Key Questions to Work Through Before Buying

How your state classifies your specific vehicle is the first question to resolve — not the last. Look at the actual motor wattage and confirmed top speed of any vehicle you're considering, then cross-reference that against your state DMV's classification criteria. Many states publish this clearly; some require a phone call.

Whether the vehicle comes with proper documentation — a Manufacturer's Certificate of Origin (MCO) or a Certificate of Title, a valid VIN, and compliance documentation — will determine whether you can register it at all. Vehicles without these documents can create significant problems at the DMV, even if the bike itself performs as advertised.

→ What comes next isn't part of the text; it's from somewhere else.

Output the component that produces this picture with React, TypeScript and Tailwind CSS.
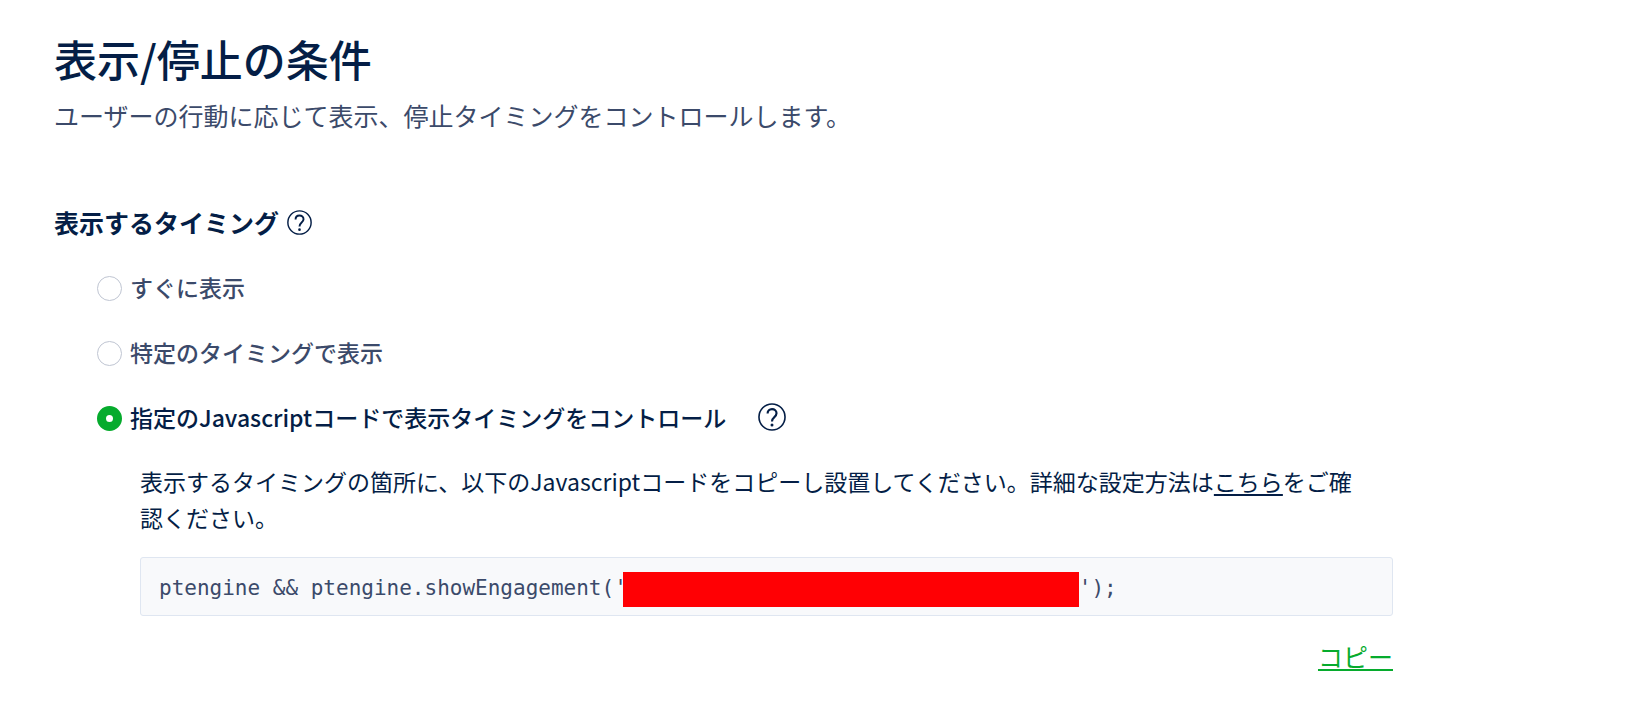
import { useState } from "react";

const CODE_PREFIX = "ptengine && ptengine.showEngagement('";
const CODE_SUFFIX = "');";

const options = [
  { id: "now", label: "すぐに表示" },
  { id: "timing", label: "特定のタイミングで表示" },
  { id: "script", label: "指定のJavascriptコードで表示タイミングをコントロール" },
];

function HelpIcon({ className }: { className: string }) {
  return (
    <svg viewBox="0 0 26 26" fill="none" stroke="currentColor" className={className} aria-hidden="true">
      <circle cx="13" cy="13" r="12.1" strokeWidth="1.5" />
      <path
        d="M8.900 9.800C8.900 7.300 10.700 5.700 13 5.700s4.200 1.600 4.200 3.900c0 1.700-.9 2.600-2.200 3.700-1.300 1.100-2 1.900-2 3.900"
        strokeWidth="2"
      />
      <circle cx="13" cy="20.500" r="1.400" fill="currentColor" stroke="none" />
    </svg>
  );
}

export default function App() {
  const [selected, setSelected] = useState("script");

  return (
    <main className="min-h-screen bg-white pt-[30px] pr-12 pb-8 pl-[54px] font-['Noto_Sans_CJK_JP',sans-serif] text-[#041e46]">
      <div className="max-w-[1339px]">
        <h1 className="text-[43px] leading-[56px] font-medium">表示/停止の条件</h1>
        <p className="mt-[11px] text-[25px] leading-9 text-[#3b4a6a]">
          ユーザーの行動に応じて表示、停止タイミングをコントロールします。
        </p>

        <section className="mt-[71px]">
          <div className="flex items-center gap-2">
            <h2 className="text-[25px] leading-9 font-bold">表示するタイミング</h2>
            <button type="button" aria-label="ヘルプ">
              <HelpIcon className="size-[25px]" />
            </button>
          </div>

          <div className="mt-[29px] flex flex-col gap-[29px] pl-[43px]">
            {options.map(({ id, label }) => (
              <div key={id} className="flex items-center">
                <input
                  id={id}
                  type="radio"
                  name="display-timing"
                  checked={selected === id}
                  onChange={() => setSelected(id)}
                  className="mt-0.5 size-[25px] shrink-0 appearance-none rounded-full border border-[#bfc5d2] bg-white checked:border-[9px] checked:border-[#06ab2d]"
                />
                <label
                  htmlFor={id}
                  className={
                    selected === id
                      ? "pl-2 text-[23px] leading-9 font-medium"
                      : "pl-2 text-[23px] leading-9 font-medium text-[#3b4a6a]"
                  }
                >
                  {label}
                </label>
                {id === "script" && (
                  <button type="button" aria-label="ヘルプ" className="ml-8">
                    <HelpIcon className="size-7" />
                  </button>
                )}
              </div>
            ))}
          </div>

          <div className="mt-7 ml-[86px]">
            <p className="pr-8 text-[23px] leading-9">
              表示するタイミングの箇所に、以下のJavascriptコードをコピーし設置してください。詳細な設定方法は
              <a href="#guide" className="underline decoration-2 underline-offset-3">
                こちら
              </a>
              をご確認ください。
            </p>
            <div className="mt-[22px] flex items-start rounded-[3px] border border-[#dfe6f1] bg-[#f8f9fb] px-[18px] pt-3.5 pb-2 font-['DejaVu_Sans_Mono',monospace] text-[21px] leading-8 text-[#3b4a6a]">
              <code className="font-[inherit] whitespace-pre">{CODE_PREFIX}</code>
              <span className="-ml-1 h-[35px] w-[456px] bg-[#ff0004]" />
              <code className="font-[inherit] whitespace-pre">{CODE_SUFFIX}</code>
            </div>
            <div className="mt-[22px] flex justify-end">
              <button
                type="button"
                className="text-[25px] leading-9 text-[#06ab2d] underline decoration-2 underline-offset-2"
              >
                コピー
              </button>
            </div>
          </div>
        </section>
      </div>
    </main>
  );
}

🔧 What happens when something goes wrong is worth thinking through before you buy. High-power electric drivetrains, proprietary battery management systems, and non-standard motor configurations can be difficult to service outside of specialized shops. Parts availability for smaller brands or imports is inconsistent. This is a category where the long-term serviceability of a specific brand deserves as much attention as the top speed spec.

Whether your current license covers the vehicle is a practical step many buyers skip. If your state requires a motorcycle endorsement and you don't have one, you'll need to obtain it before legally operating the vehicle on public roads. The timeline and requirements for that process vary by state.

How range behaves at speed is worth understanding before committing to a battery spec. Range figures for electric two-wheelers are typically tested at lower, more efficient speeds. Sustained riding at 50 mph draws significantly more power than cruising at 25 mph — real-world range at full speed may be a fraction of the rated figure.

The decision to pursue a 50 mph electric bike is a legitimate one for many adult riders — but it's a motorcycle-class decision that carries motorcycle-class responsibilities. Understanding the classification landscape, the mechanical requirements, and the legal framework specific to your state is what separates a purchase that works from one that creates ongoing headaches.